▶ _DATA SECTION_
• • • • • • •

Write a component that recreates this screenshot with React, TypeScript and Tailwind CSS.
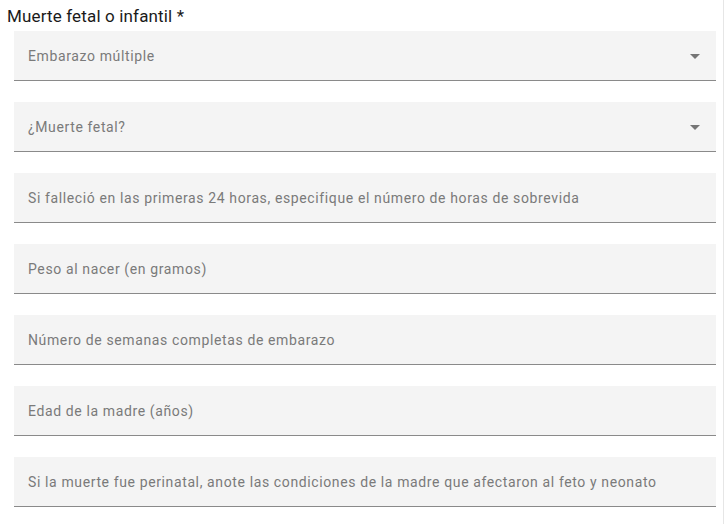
import React from 'react';

const fields = [
  { label: 'Embarazo múltiple', select: true },
  { label: '¿Muerte fetal?', select: true },
  { label: 'Si falleció en las primeras 24 horas, especifique el número de horas de sobrevida' },
  { label: 'Peso al nacer (en gramos)' },
  { label: 'Número de semanas completas de embarazo' },
  { label: 'Edad de la madre (años)' },
  { label: 'Si la muerte fue perinatal, anote las condiciones de la madre que afectaron al feto y neonato' },
];

const ArrowDown = () => (
  <svg width="10" height="5" viewBox="0 0 10 5" className="shrink-0">
    <path d="M0 0l5 5 5-5z" fill="#757575" />
  </svg>
);

export default function App() {
  return (
    <div className="h-screen w-[724px] bg-white border-r border-[#e6e6e6] font-['Roboto',sans-serif] px-[7px]">
      <div className="pt-[4px] text-[17px] tracking-[0.15px] leading-[24px] text-[#1a1a1a]">Muerte fetal o infantil *</div>
      <div className="ml-[7px] mt-[3px] flex flex-col gap-[21px]">
        {fields.map((f) => (
          <div
            key={f.label}
            className="h-[50px] bg-[#f4f4f4] border-b border-[#8a8a8a] flex items-center pl-[14px] pr-[16px] pt-[1px]"
          >
            <span className="flex-1 text-[14px] tracking-[0.62px] text-[#7a7a7a] whitespace-nowrap">{f.label}</span>
            {f.select && <ArrowDown />}
          </div>
        ))}
      </div>
    </div>
  );
}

• • • • • • •

▶ _WRITTEN REQUEST_
Reproduce all of the data exactly; the pictures do not belong in the copy.

▶ _PROBLEM SOLUTION_
Write a component that recreates this screenshot with React, TypeScript and Tailwind CSS.
import React from 'react';

const fields = [
  { label: 'Embarazo múltiple', select: true },
  { label: '¿Muerte fetal?', select: true },
  { label: 'Si falleció en las primeras 24 horas, especifique el número de horas de sobrevida' },
  { label: 'Peso al nacer (en gramos)' },
  { label: 'Número de semanas completas de embarazo' },
  { label: 'Edad de la madre (años)' },
  { label: 'Si la muerte fue perinatal, anote las condiciones de la madre que afectaron al feto y neonato' },
];

const ArrowDown = () => (
  <svg width="10" height="5" viewBox="0 0 10 5" className="shrink-0">
    <path d="M0 0l5 5 5-5z" fill="#757575" />
  </svg>
);

export default function App() {
  return (
    <div className="h-screen w-[724px] bg-white border-r border-[#e6e6e6] font-['Roboto',sans-serif] px-[7px]">
      <div className="pt-[4px] text-[17px] tracking-[0.15px] leading-[24px] text-[#1a1a1a]">Muerte fetal o infantil *</div>
      <div className="ml-[7px] mt-[3px] flex flex-col gap-[21px]">
        {fields.map((f) => (
          <div
            key={f.label}
            className="h-[50px] bg-[#f4f4f4] border-b border-[#8a8a8a] flex items-center pl-[14px] pr-[16px] pt-[1px]"
          >
            <span className="flex-1 text-[14px] tracking-[0.62px] text-[#7a7a7a] whitespace-nowrap">{f.label}</span>
            {f.select && <ArrowDown />}
          </div>
        ))}
      </div>
    </div>
  );
}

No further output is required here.